The global mission field today presents enormous challenges. Secularism, Islam, Hinduism, Buddhism, tribal religions, and new forms of expressive individualism all claim allegiance. In many places, government restrictions limit what missionaries can do openly. Cultural pressure can be intense. And these environments, while requiring careful preparation and deep theological grounding, also require the underrated virtue of courage.

We need missionaries who will build and fight—who will preach Christ clearly, plant healthy churches, disciple deeply, and confront error when necessary. We need workers who will endure opposition and remain steady when compromise seems easier.

This cannot happen without the right missionary training. For those sensing a call to serve, investing in intentional preparation is not a delay to the mission but a vital component of the mission itself. That’s why ABWE’s missionary training is designed to form workers who can endure, lead, and plant healthy churches for the long haul.
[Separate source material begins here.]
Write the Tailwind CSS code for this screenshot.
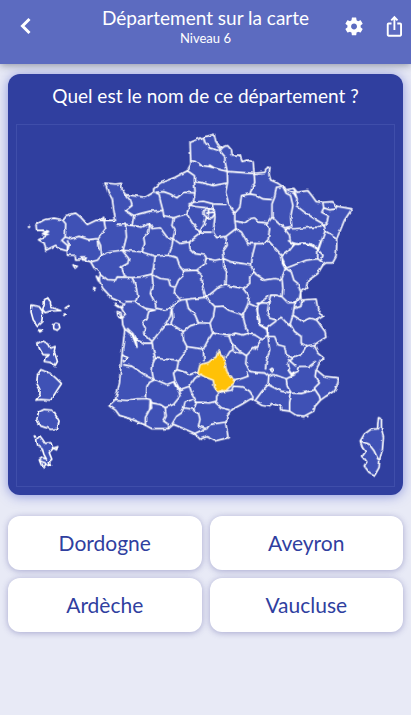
<!DOCTYPE html>
<html lang="fr">
<head>
    <meta charset="UTF-8">
    <meta name="viewport" content="width=device-width, initial-scale=1.0">
    <title>Département sur la carte</title>
    <script src="https://cdn.jsdelivr.net/npm/@tailwindcss/browser@4"></script>
</head>
<body class="min-h-screen bg-[#e8eaf6] font-['Lato','Noto_Sans',sans-serif]">
    <header class="relative grid h-16 grid-cols-[84px_1fr_84px] items-start bg-[#5c6bc0] text-white shadow-[0_1px_8px_rgba(40,50,70,0.5)]">
        <button type="button" aria-label="Retour" class="ml-3 mt-3 flex size-7 items-center justify-center">
            <svg class="size-7" viewBox="0 0 28 28" fill="none" stroke="currentColor" stroke-width="3"><path d="M17.5 7 10.5 14l7 7"/></svg>
        </button>
        <div class="pt-1.5 text-center whitespace-nowrap">
            <h1 class="text-[19px] leading-6">Département sur la carte</h1>
            <p class="text-[13px] leading-4">Niveau 6</p>
        </div>
        <div class="flex justify-end gap-4 pr-1 pt-3.5">
            <button type="button" aria-label="Réglages">
                <svg class="size-6" viewBox="0 0 24 24" fill="currentColor"><path transform="translate(0 1.4) scale(.92)" d="M19.14 12.94c.04-.3.06-.61.06-.94 0-.32-.02-.64-.07-.94l2.03-1.58c.18-.14.23-.41.12-.61l-1.92-3.32c-.12-.22-.37-.29-.59-.22l-2.39.96c-.5-.38-1.03-.7-1.62-.94l-.36-2.54c-.04-.24-.24-.41-.48-.41h-3.84c-.24 0-.43.17-.47.41l-.36 2.54c-.59.24-1.13.57-1.62.94l-2.39-.96c-.22-.08-.47 0-.59.22L2.74 8.87c-.12.21-.08.47.12.61l2.03 1.58c-.05.3-.09.63-.09.94s.02.64.07.94l-2.03 1.58c-.18.14-.23.41-.12.61l1.92 3.32c.12.22.37.29.59.22l2.39-.96c.5.38 1.03.7 1.62.94l.36 2.54c.05.24.24.41.48.41h3.84c.24 0 .44-.17.47-.41l.36-2.54c.59-.24 1.13-.56 1.62-.94l2.39.96c.22.08.47 0 .59-.22l1.92-3.32c.12-.22.07-.47-.12-.61l-2.01-1.58zM12 15.2c-1.77 0-3.2-1.43-3.2-3.2s1.43-3.2 3.2-3.2 3.2 1.43 3.2 3.2-1.43 3.2-3.2 3.2z"/></svg>
            </button>
            <button type="button" aria-label="Partager">
                <svg class="size-6" viewBox="0 0 24 24" fill="currentColor"><path transform="translate(0 .9) scale(.95)" d="m16 5-1.42 1.42-1.59-1.59V16h-1.98V4.83L9.42 6.42 8 5l4-4 4 4zm4 5v11c0 1.1-.9 2-2 2H6c-1.11 0-2-.9-2-2V10c0-1.11.89-2 2-2h3v2H6v11h12V10h-3V8h3c1.1 0 2 .89 2 2z"/></svg>
            </button>
        </div>
    </header>

    <main class="px-2 pt-2.5">
        <section class="rounded-xl bg-[#303f9f] p-2 shadow-[0_1px_12px_rgba(63,81,201,0.55)]">
            <h2 class="pt-px pb-4 text-center text-[19px] leading-[25px] text-white">Quel est le nom de ce département ?</h2>
            <svg class="w-full border border-[#3f4eaa]" viewBox="48 372 1137 1089" role="img" aria-label="Carte des départements français" stroke="#fff" stroke-width="5" stroke-linejoin="round" fill="none">
                <filter id="rough" x="-5%" y="-5%" width="110%" height="110%" color-interpolation-filters="sRGB">
                    <feTurbulence type="fractalNoise" baseFrequency="0.06" numOctaves="1" seed="4"/>
                    <feDisplacementMap in="SourceGraphic" scale="10" xChannelSelector="R" yChannelSelector="G"/>
                </filter>
                <g filter="url(#rough)">
                    <!-- mainland -->
                    <path fill="#3f51b5" d="M643 400 647 420 660 442 683 434 695 448 697 462 720 463 727 482 742 478 760 483 763 518 795 515 803 500 811 500 808 520 813 538 835 548 850 558 857 568 883 563 893 575 925 570 937 585 950 603 970 605 1000 603 1013 617 1058 625 1035 660 1025 685 1012 715 1012 740 1010 770 1000 788 980 788 970 795 955 820 925 842 920 865 903 878 905 900 950 897 955 925 970 950 952 960 977 995 980 1012 945 1035 955 1060 973 1075 963 1085 950 1110 975 1130 1018 1135 1015 1155 1003 1175 980 1190 963 1202 947 1220 943 1235 915 1250 890 1248 870 1235 847 1232 843 1220 815 1212 810 1222 787 1218 765 1205 753 1198 725 1215 697 1230 682 1250 678 1275 685 1315 645 1325 620 1312 600 1320 583 1302 555 1290 520 1275 505 1288 480 1288 455 1288 430 1275 395 1260 357 1248 345 1232 325 1218 345 1200 357 1150 363 1080 365 1060 373 988 367 975 365 955 375 945 363 925 370 910 335 895 307 865 295 840 300 820 280 802 270 785 250 778 225 780 223 765 200 765 200 752 175 745 165 735 135 750 130 728 113 718 140 705 125 700 142 692 123 690 107 690 105 672 130 658 160 653 185 658 195 645 225 638 240 650 260 672 285 660 310 660 345 660 340 630 335 595 323 575 313 547 345 550 363 548 365 568 375 582 435 590 460 575 460 565 480 547 525 530 562 510 572 490 570 425 610 408Z"/>
                    <!-- north-west -->
                    <g transform="translate(45 360)">
                        <path d="M330 222 345 240M265 300 270 325 255 345 245 360 250 390M140 298 150 310 148 350 165 355 190 348 220 358 245 355M148 350 138 360 155 375 155 390M38 318l3 1-2 2z"/>
                        <path d="M78 330 98 334 86 340 100 344M258 298l6-8 4 14"/>
                    </g>
                    <!-- north -->
                    <g transform="translate(435 360)">
                        <path d="M175 48 180 65 195 82 225 90 240 108 240 120 247 152M225 90 235 78M137 120 150 122 165 133 195 138 220 145 247 152 325 158M328 158 330 185 315 220 290 225 285 260 270 278M315 220 330 223M247 152 248 185 242 215 250 245 258 262 270 278M127 150 148 165 148 182 180 188 205 195 245 187M148 182 150 215 145 245 175 242 205 250 245 252M30 215 55 213 75 220 95 232 115 215 148 217M30 215 42 222 45 240 53 270M192 132 206 140"/>
                    </g>
                    <!-- north-east -->
                    <g transform="translate(765 360)">
                        <path d="M0 222 25 235 52 237M80 198 65 200 60 230 52 250 52 290M85 198 95 218 108 225 115 255 108 290 112 320M92 208 118 218 128 235M118 205 128 235 125 255 150 275 185 298 210 312M52 290 75 312 90 322 112 318M90 325 120 325 155 322 190 320 210 312M205 245 208 262 225 268 243 266 248 257M208 262 202 275 222 285 218 305 210 312 212 332 230 342 245 352M212 332 200 365 192 388M90 325 105 345 108 365 130 372 150 368 175 378 192 388M52 290 38 310 45 325 40 360M0 292 12 305 40 308M0 370 22 370 40 360 60 382 82 405M120 372 105 388"/>
                    </g>
                    <!-- west -->
                    <g transform="translate(45 720)">
                        <path d="M155 0 160 15 155 32M248 0 255 15 258 45 245 60 225 65M320 345 335 355 322 365"/>
                        <path d="M195 50 212 50 206 60ZM172 74 185 78 178 84ZM234 142l5 2-3 4ZM242 108 252 118 248 122ZM297 193 322 203 308 201ZM305 215 316 218 320 235 308 228Z"/>
                    </g>
                    <!-- centre and south, down to the Pyrenees -->
                    <g transform="translate(300 600)">
                        <path d="M90 0 95 15 75 30 100 45 125 38 150 32 188 30M100 45 95 75M48 75 75 72 95 75 125 80 148 70 155 85 180 82 200 110 218 115 225 90 215 75 220 52 260 40 268 15 280 5M188 30 190 45 220 52M260 40 278 70 298 95M218 115 240 130 268 125 300 100 298 95 310 75 320 50M300 95 335 95M265 12 285 18 320 22M340 12 345 50 340 95 350 112 378 108 408 85 405 60 405 38"/>
                        <path d="M312 30 326 25 340 27 345 40 336 52 322 52 312 42ZM318 38 342 35M326 26 324 50"/>
                        <path d="M75 72 78 110 68 150M148 70 145 95 130 110 133 130 125 155M0 170 20 155 65 150 95 152 125 155 165 168 205 165 215 140 218 115M408 62 435 68 450 55 465 52M408 85 425 95 445 130 467 130M268 125 270 145 285 160 315 165 320 175 345 180 370 175 368 155 382 135 378 108M205 165 230 172 240 200 250 212 290 210 315 190 318 172M370 175 395 185 430 190 455 195 458 165 467 130M455 195 462 215 468 220M370 175 372 200 380 215 378 255 430 265 450 250 450 230 462 215M290 210 305 225 308 260 318 292 340 275 355 262 378 255M250 212 250 225 235 240 225 262 222 280 242 300 285 295 318 292M165 168 160 200 155 222 180 235 205 238 210 256 225 262"/>
                        <path d="M65 150 85 175 82 190 62 200 72 225 70 232M0 222 20 238 45 240 50 230 95 232 120 230 155 222M95 232 108 265 112 290 105 305 75 305M155 222 158 250 150 280 165 310 168 325 195 330 215 325 222 310 242 300M105 305 135 325 165 330 145 335 140 355 125 365 135 385 130 400 155 425M215 325 210 350 190 380 155 425M215 325 218 355 210 375M258 297 265 325 285 345 295 368 330 370M318 292 345 320 340 350 330 370 338 400M190 375 215 372 225 380 250 395 270 378 295 370M345 320 370 318 385 330 430 345 435 375 445 400 430 405 405 400 385 408 338 400M430 265 448 290 445 310 430 345M445 310 470 320 475 350 480 375 500 388M445 402 467 405M507 287 475 315"/>
                        <path d="M155 425 158 445 165 475 190 478 225 480 235 485 258 455 260 440 250 420 248 395M258 440 290 445 310 448 322 425 338 400M385 402 395 430 400 450 390 455 378 475M235 485 230 510 255 518 270 525 295 515M310 448 312 485M155 430 130 430 105 415M70 385 95 405 110 442 107 422 98 402 80 385M68 495 95 500 140 530 160 540 155 515 158 490 165 475M45 600 80 603 110 598 138 597 140 560 148 548 165 540 200 555 225 545 220 520 230 510M138 597 150 600 155 610 180 615 195 625 220 615 240 590 235 570 222 545"/>
                        <path d="M150 600 148 630 135 655 135 680M152 606 154 626 148 630M195 625 198 650 190 665 205 675 205 690M225 545 240 570 268 560 285 535 300 528M268 560 275 580 290 608 330 610 350 605 350 590 360 578M290 608 280 630 250 625 245 640 230 650 215 675M275 628 295 640 300 660 295 680 320 688 330 675 380 668M280 600 255 608 250 625M345 608 365 625 390 632M280 705 300 695 320 688M360 578 395 572 400 560 430 562 450 575 460 590 458 602M400 545 430 535 445 530 440 518M395 430 420 455 440 468 460 445 467 440M440 468 438 490 450 515 467 518M425 460 400 455"/>
                    </g>
                    <!-- east -->
                    <g transform="translate(765 720)">
                        <path d="M80 48 105 30 118 12 100 0M118 12 145 8 175 12 190 28 190 55M80 48 88 65 92 85 125 72 155 60 190 55 205 68M190 28 200 0M190 28 206 45 200 60M92 85 110 95 118 120 130 130 138 155M92 85 82 115 85 145 82 170 100 188 120 188 135 175M0 100 30 120 60 115 82 118M82 45 84 70 92 85M82 170 65 165 48 165 42 190 38 220 45 235 65 240 80 232 105 258M42 190 28 188 10 190 8 215 15 240 15 255 35 265 65 243M138 158 135 175 120 195 115 225 105 258M120 205 138 200 142 185 150 182M115 225 130 235 145 245 165 235 187 240M105 250 120 275 140 290 140 310 155 318 180 315M35 265 40 290 60 290 70 315 90 320 95 345 115 355 140 345 155 318M0 285 20 298 40 285M40 265 40 290 45 330 35 365 32 390M20 298 0 330M115 355 100 370 105 390M100 358 125 380"/>
                    </g>
                    <!-- south-east -->
                    <g transform="translate(765 1080)">
                        <path d="M0 38 30 40 42 50 40 75 22 95 0 125M42 50 60 45 95 58 98 80 110 100 80 95 40 75M46 30 52 26 58 32 54 38ZM110 100 105 130 105 155M110 100 140 102 165 95 182 90 195 110 198 122M185 30 182 50 195 70 180 85 182 90M105 30 100 30 110 45 130 35 135 20 165 20 185 5M95 58 120 45 116 36M140 174 150 176M156 172 162 170"/>
                        <path fill="#3f51b5" d="M373 175 382 177 382 205 388 235 385 270 377 300 375 325 362 348 345 340 330 320 338 308 325 290 334 278 325 265 318 245 330 225 350 210 370 208Z"/>
                        <path d="M318 245 345 255 360 275 372 300 377 300"/>
                    </g>
                    <!-- overseas -->
                    <g transform="translate(45 720)" fill="#3f51b5">
                        <path d="M48 195 70 200 80 215 78 245 65 257 52 240 45 215ZM85 195 85 180 95 172 103 185 105 197 125 208 135 212 105 213 88 218 80 208ZM148 204 160 197 156 203ZM142 222 148 223 145 226ZM113 255 120 250 130 253 132 264 124 271 114 267ZM68 270 80 271 72 276Z"/>
                        <path d="M65 310 80 303 98 312 105 325 118 320 115 335 125 365 118 377 105 368 85 365 88 352 100 345 82 345 70 325Z"/>
                        <path d="M75 390 105 402 120 415 137 432 125 450 105 482 75 480 60 482 72 465 72 450 62 430 65 405ZM85 510 110 512 120 528 130 545 125 568 105 570 75 560 62 540 68 518Z"/>
                        <path d="M62 600 72 590 80 600 88 612 105 610 112 628 100 640 108 660 100 668 104 680 90 675 82 686 75 675 70 662 80 655 92 660 84 645 78 625 65 618ZM112 627 126 622 122 632ZM55 590 60 592 57 594ZM72 665 90 672"/>
                    </g>
                    <!-- highlighted: Aveyron -->
                    <path fill="#ffc107" stroke="#fff3d0" d="M655 1053 664 1068 670 1070 675 1085 678 1105 685 1125 694 1130 705 1148 690 1162 677 1175 670 1172 655 1178 643 1162 640 1142 615 1132 593 1120 600 1095 625 1088 635 1080 648 1072Z"/>
                </g>
            </svg>
        </section>

        <div class="mt-[21px] grid grid-cols-2 gap-2 text-[21px] text-[#303f9f]">
            <button type="button" class="h-[54px] rounded-xl bg-white shadow-[0_1px_6px_rgba(70,70,150,0.4)]">Dordogne</button>
            <button type="button" class="h-[54px] rounded-xl bg-white shadow-[0_1px_6px_rgba(70,70,150,0.4)]">Aveyron</button>
            <button type="button" class="h-[54px] rounded-xl bg-white shadow-[0_1px_6px_rgba(70,70,150,0.4)]">Ardèche</button>
            <button type="button" class="h-[54px] rounded-xl bg-white shadow-[0_1px_6px_rgba(70,70,150,0.4)]">Vaucluse</button>
        </div>
    </main>
</body>
</html>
We should pray that God would raise up such men and women. In particular, the missionary task needs men who will serve as preachers or pastors and lead church-planting missionaries, helping establish strong, doctrinally sound churches. And we need women whose strength, wisdom, and endurance point others to Christ and sustain the work in indispensable, though often unseen, ways.

Nehemiah remembered the Lord and then picked up tools. Boniface trusted Christ and lifted an ax. Carey preached the gospel and labored for reform. Let us pray that God would raise up high agency missionaries in our generation—and let us seek to be such men and women ourselves.